Now, what is the ballot? It is neither more nor less than a paper representative of the bayonet, the billy, and the bullet. It is a labor-saving device for ascertaining on which side force lies and bowing to the inevitable. The voice of the majority saves bloodshed, but it is no less the arbitrament of force than is the decree of the most absolute of despots backed by the most powerful of armies. Of course it may be claimed that the struggle to attain to the majority involves an incidental use of intellectual and moral processes; but these influences would exert themselves still more powerfully in other channels if there were no such thing as the ballot, and, when used as subsidiary to the ballot, they represent only a striving for the time when physical force can be substituted for them. Reason devoted to politics fights for its own dethronement. The moment the minority becomes the majority, it ceases to reason and persuade, and begins to command and enforce and punish. If this be true, - and I think that Mr. Pentecost will have difficulty in gainsaying it, - it follows that to use the ballot for the modification of government is to use force for the modification of government; which sequence makes it at once evident that Mr. Pentecost in his conclusion pronounces it a social crime to avoid that course which in his premise he declares unjustifiable.
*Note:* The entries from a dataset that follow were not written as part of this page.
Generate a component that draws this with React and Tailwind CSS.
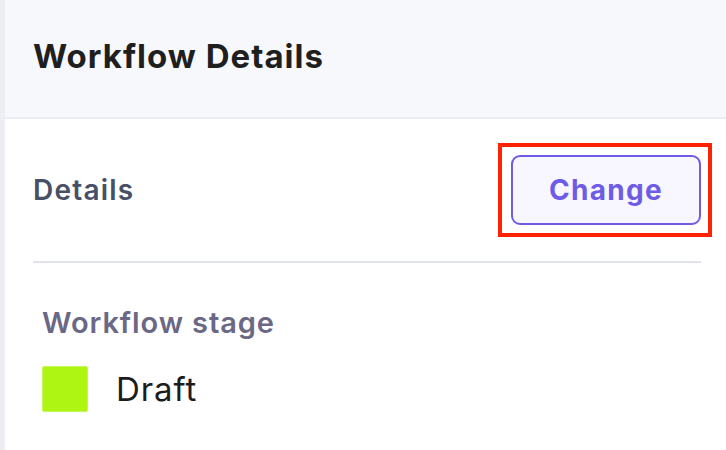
import React from 'react';

const App = () => {
  return (
    <div className="flex w-[726px] h-[450px] overflow-hidden bg-white font-['Inter','Liberation_Sans',sans-serif]">
      <div className="w-[5px] shrink-0 bg-[#eceef3]" />
      <div className="flex-1 flex flex-col">
        <header className="h-[119px] shrink-0 flex items-center pl-[28px] pb-[4px] bg-[#f7f8fc] border-b-2 border-[#e9ecf3]">
          <h1 className="text-[33px] font-bold text-[#1f1f1f] tracking-[1px]">Workflow Details</h1>
        </header>
        <div className="pl-[28px] pr-[25px]">
          <div className="flex items-center justify-between h-[144px] border-b-2 border-[#e0e2ec]">
            <h2 className="text-[28px] font-semibold text-[#475066] tracking-[1.2px]">Details</h2>
            <div className="relative">
              <button className="w-[190px] h-[70px] rounded-[9px] border-2 border-[#6e5ce6] bg-[#f8f7ff] text-[28px] font-bold text-[#6e5ce6] tracking-[1.3px]">
                Change
              </button>
              <span className="absolute -top-[12px] -bottom-[12px] -left-[13px] -right-[11px] border-4 border-[#ff2200] pointer-events-none" />
            </div>
          </div>
          <div className="pl-[9px] pt-[38px]">
            <div className="text-[29px] font-semibold text-[#6b6886] tracking-[0.9px]">Workflow stage</div>
            <div className="flex items-center gap-[28px] mt-[20px]">
              <span className="w-[46px] h-[46px] rounded-[2px] bg-[#aff514] border border-[#c4f75a]" />
              <span className="text-[33px] text-[#1c1c1c] tracking-[0.9px]">Draft</span>
            </div>
          </div>
        </div>
      </div>
    </div>
  );
};

export default App;
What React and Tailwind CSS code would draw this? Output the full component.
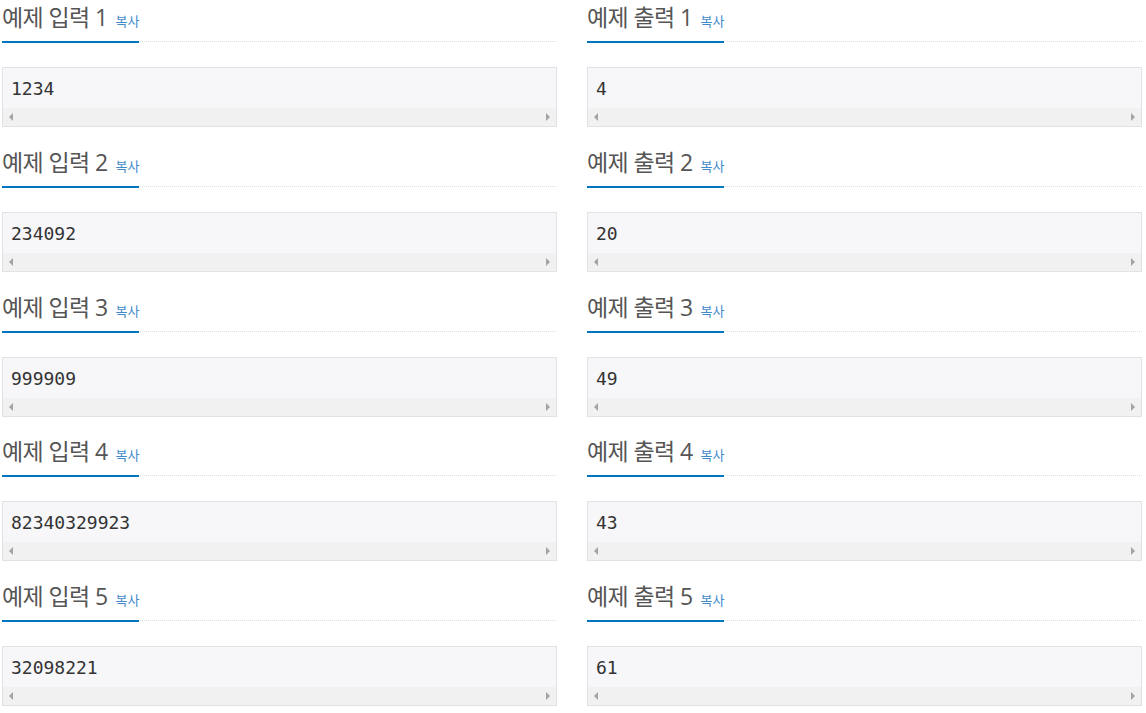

It behooves Mr. Pentecost to examine this charge of inconsistency carefully, for his answer to it must deeply affect his career. If he finds that it is well-founded, the sincerity of his nature will oblige him to abandon all such political measures as the taxation of land values and the government ownership of banks and railroads and devote himself to Anarchism, which offers not only the goal that he seeks, but confines itself to those purely educational methods of reaching it with which he finds himself in sympathy.